A Nigerian schoolgirl kidnapped by Boko Haram almost three years ago has called on the world not to forget those still missing.

Around 270 girls and young women were taken by the militant group from a boarding school in Chibok, a town in north-east Nigeria, in April 2014, and almost 200 have still not returned.

Speaking at the Global Education and Skills forum in Dubai, one of the girls urged the international community to do something to bring back those still in captivity.

The youngster, speaking under the pseudonym Sa'a, said: "It's really painful and emotional that 195 of my classmates are still missing.

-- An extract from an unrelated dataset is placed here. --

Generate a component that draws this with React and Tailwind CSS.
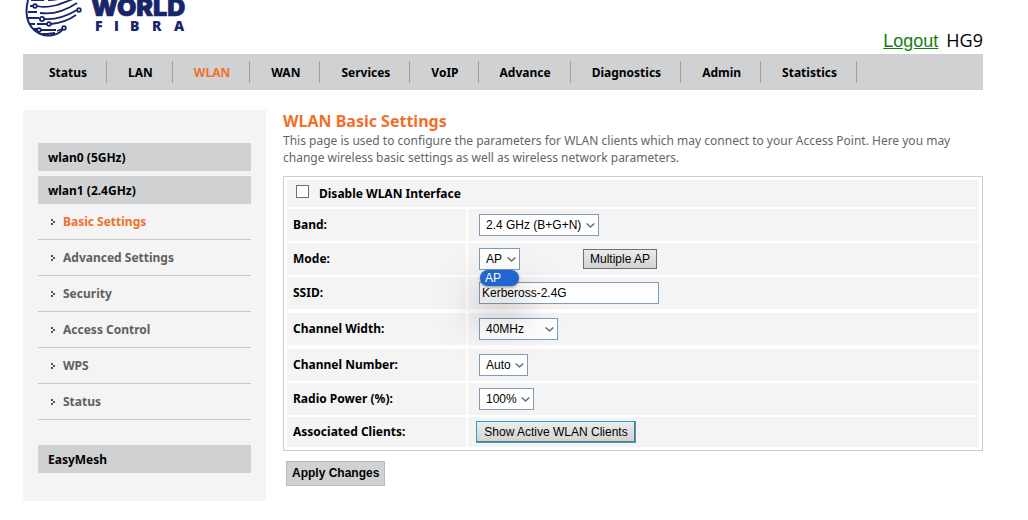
import React from "react";

const NAV = ["Status", "LAN", "WLAN", "WAN", "Services", "VoIP", "Advance", "Diagnostics", "Admin", "Statistics"];
const SUB = ["Basic Settings", "Advanced Settings", "Security", "Access Control", "WPS", "Status"];

function Logo() {
  return (
    <svg width="165" height="40" viewBox="0 0 165 40" role="img" aria-label="World Fibra" fill="none" stroke="#17256b" strokeWidth="1.8">
      <path d="M5 0C3 8 3 18 7 25C12 33 21 37 30 35C35 34 38 32 40 29" strokeWidth="2" />
      <path d="M8 0H21M25 0C30 0 34 0 38 -2M7 6H11M14 6C26 9 38 4 50 -1" />
      <path d="M5 12H14M17 13C31 15 42 11 54 3M5 18H16M21 19C34 20 44 16 54 10" />
      <path d="M6 24H12M14 24H24M28 24C38 23 46 20 53 15M10 29H14M18 30H33M19 34H24M24 34L32 33M34 31L39 29" />
      <circle cx="12" cy="6" r="1.8" fill="#fff" />
      <circle cx="19" cy="19" r="2.1" fill="#fff" />
      <circle cx="56" cy="10" r="1.8" fill="#fff" />
      <circle cx="26" cy="24" r="1.8" fill="#fff" />
      <circle cx="41" cy="28" r="1.8" fill="#fff" />
      <circle cx="16" cy="30" r="1.8" fill="#fff" />
      <g fill="#17256b" fontFamily="Inter, 'Open Sans', sans-serif" fontWeight="900">
        <text x="68" y="16" fontSize="25" strokeWidth="0.7">WORLD</text>
      </g>
      <g fill="#17256b" stroke="none" fontFamily="'Open Sans', sans-serif" fontWeight="800" fontSize="14">
        <text x="72" y="31">F</text>
        <text x="91" y="31">I</text>
        <text x="107" y="31">B</text>
        <text x="129" y="31">R</text>
        <text x="151" y="31">A</text>
      </g>
    </svg>
  );
}

function Arrow() {
  return (
    <svg width="5" height="6" viewBox="0 0 5 6" className="shrink-0" fill="#555" shapeRendering="crispEdges" aria-hidden="true">
      <path d="M0 0h2v2h-2zM2 2h2v2h-2zM0 4h2v2h-2z" />
    </svg>
  );
}

function Select({ id, options, width }) {
  return (
    <span className={"relative inline-flex " + width}>
      <select id={id} className="h-[22px] w-full appearance-none border border-[#7f9db9] bg-white pl-1.5 pr-3 font-['Liberation_Sans',sans-serif] text-xs font-normal text-black">
        {options.map((o) => <option key={o}>{o}</option>)}
      </select>
      <svg className="pointer-events-none absolute right-1 top-2" width="9" height="7" viewBox="0 0 9 7" fill="none" stroke="#707070" strokeWidth="1.6" aria-hidden="true">
        <path d="M0.7 1.5L4.5 5L8.3 1.5" />
      </svg>
    </span>
  );
}

function Row({ label, htmlFor, children, height = "h-8", pad = "pl-[11px]" }) {
  return (
    <div className={"flex gap-0.5 " + height}>
      <div className="flex w-[179px] shrink-0 items-center bg-[#f4f4f4] pl-1.5">
        {htmlFor ? <label htmlFor={htmlFor}>{label}</label> : <span>{label}</span>}
      </div>
      <div className={"flex grow items-center bg-[#f4f4f4] " + pad}>{children}</div>
    </div>
  );
}

const BTN = "border border-[#707070] bg-linear-to-b from-[#ececec] to-[#d2d2d2] font-['Liberation_Sans',sans-serif] text-xs font-normal text-black";
const SIDE = "flex h-7 items-center bg-[#d0d1d3] pl-2.5 pt-0.5 text-black";

export default function App() {
  return (
    <div className="bg-white pl-[23px] pr-[45px] font-['Noto_Sans',sans-serif] text-xs">
      <header className="flex h-[54px] items-start justify-between">
        <Logo />
        <div className="flex items-baseline gap-2 pt-[26px] text-lg text-black">
          <a href="#logout" className="font-['Liberation_Sans',sans-serif] text-[#128012] underline">Logout</a>
          <span className="font-['Open_Sans',sans-serif]">HG9</span>
        </div>
      </header>

      <nav className="flex h-9 items-center bg-[#d0d1d3] pl-[5px] font-bold text-black">
        {NAV.map((n) => (
          <a key={n} href={"#" + n} className={"flex h-[22px] items-center border-r border-[#a0a0a0] pl-[21px] pr-[19px] pt-0.5 " + (n === "WLAN" ? "text-[#f0702a]" : "")}>{n}</a>
        ))}
      </nav>

      <div className="mt-5 flex items-start gap-[17px]">
        <aside className="w-[243px] shrink-0 bg-[#f4f4f4] px-[15px] pb-7 pt-[33px] font-bold">
          <a href="#wlan0" className={SIDE}>wlan0 (5GHz)</a>
          <a href="#wlan1" className={SIDE + " mt-[5px]"}>wlan1 (2.4GHz)</a>
          <ul>
            {SUB.map((s, i) => (
              <li key={s} className="flex h-9 items-center border-b border-[#c8c8c8] pl-[13px]">
                <Arrow />
                <a href={"#" + s} className={"pl-[7px] " + (i === 0 ? "text-[#f0702a]" : "text-[#606060]")}>{s}</a>
              </li>
            ))}
          </ul>
          <a href="#easymesh" className={SIDE + " mt-[25px]"}>EasyMesh</a>
        </aside>

        <main className="min-w-0 grow">
          <h1 className="text-base leading-[22px] font-bold text-[#f0702a]">WLAN Basic Settings</h1>
          <p className="text-xs leading-[17px] text-[#666]">
            This page is used to configure the parameters for WLAN clients which may connect to your Access Point. Here you may change wireless basic settings as well as wireless network parameters.
          </p>

          <form onSubmit={(e) => e.preventDefault()} className="mt-2.5">
            <div className="flex flex-col gap-1 border border-[#ccc] p-[3px] font-bold text-black">
              <div className="flex flex-col gap-0.5">
                <div className="flex h-[27px] items-center gap-2.5 bg-[#f4f4f4] pl-[9px]">
                  <input id="disable" type="checkbox" className="mb-1 size-[13px] appearance-none border border-[#707070] bg-white" />
                  <label htmlFor="disable">Disable WLAN Interface</label>
                </div>
                <Row label="Band:" htmlFor="band"><Select id="band" options={["2.4 GHz (B+G+N)"]} width="w-[120px]" /></Row>
                <Row label="Mode:" htmlFor="mode">
                  <div className="relative flex">
                    <Select id="mode" options={["AP"]} width="w-[41px]" />
                    <div className="absolute left-px top-[22px] z-10 h-4 w-[39px] rounded-lg bg-[#1e66d0] pl-[5px] font-['Liberation_Sans',sans-serif] text-xs font-normal leading-4 text-white shadow-[0_26px_44px_4px_rgba(0,0,0,0.35),0_1px_3px_rgba(0,0,0,0.4)]">AP</div>
                  </div>
                  <button type="button" className={BTN + " ml-[63px] h-5 w-[74px]"}>Multiple AP</button>
                </Row>
                <Row label="SSID:" htmlFor="ssid">
                  <input id="ssid" defaultValue="Kerbeross-2.4G" className="h-[22px] w-[180px] border border-[#7f9db9] bg-white pl-0.5 font-['Liberation_Sans',sans-serif] text-xs font-normal" />
                </Row>
              </div>
              <Row label="Channel Width:" htmlFor="cw"><Select id="cw" options={["40MHz"]} width="w-[79px]" /></Row>
              <div className="flex flex-col gap-0.5">
                <Row label="Channel Number:" htmlFor="cn"><Select id="cn" options={["Auto"]} width="w-[49px]" /></Row>
                <Row label="Radio Power (%):" htmlFor="rp"><Select id="rp" options={["100%"]} width="w-[55px]" /></Row>
                <Row label="Associated Clients:" height="h-[30px]" pad="pl-2">
                  <button type="button" className={BTN + " h-[22px] w-40 shadow-[inset_-1px_-1px_#707070] outline-1 -outline-offset-1 outline-[#2a9fd8]"}>Show Active WLAN Clients</button>
                </Row>
              </div>
            </div>
            <button type="submit" className="ml-[3px] mt-2.5 h-[25px] border border-[#bbb] bg-[#d0d1d3] px-[5px] pb-0.5 font-['Liberation_Sans',sans-serif] text-xs font-bold text-black">Apply Changes</button>
          </form>
        </main>
      </div>
    </div>
  );
}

"How would you feel if your own daughter, your sister or your wife had gone missing? If you have lost someone, you know how you feel, even if you see that person died in front of you, you still have the memory.

"What if your sister, your daughter, went missing, not only for one day, two days, but three years and are still not back? How would you sleep? How would you feel?"

It is "unbelievable" that the girls are still not back, she added.

Sa'a said: "The world has to do something. Speaking out, and telling the world about it. We all have to do something about it. One person, two people, cannot do it - the world has to join hands together and do something about it.

"Because those girls are human beings, are not just something that we can forget about."

Twenty-one of the kidnapped schoolgirls were released last autumn.

Earlier, Sa'a had told how Boko Haram came to her school at night and forced the schoolgirls to leave in the back of a truck.

As it travelled through a forest, some of girls began jumping out, she said.

"I was sitting in the truck thinking, 'where am I going? what are they going to do with us?'. I said to my friend, 'I'm going to jump out too'."

Sa'a described how she jumped out of the truck and hid. Her friend also jumped, and hurt her ankle.

When it became light, Sa'a said she went to look for help and eventually found a shepherd who agreed to assist them, allowing them to return to their families.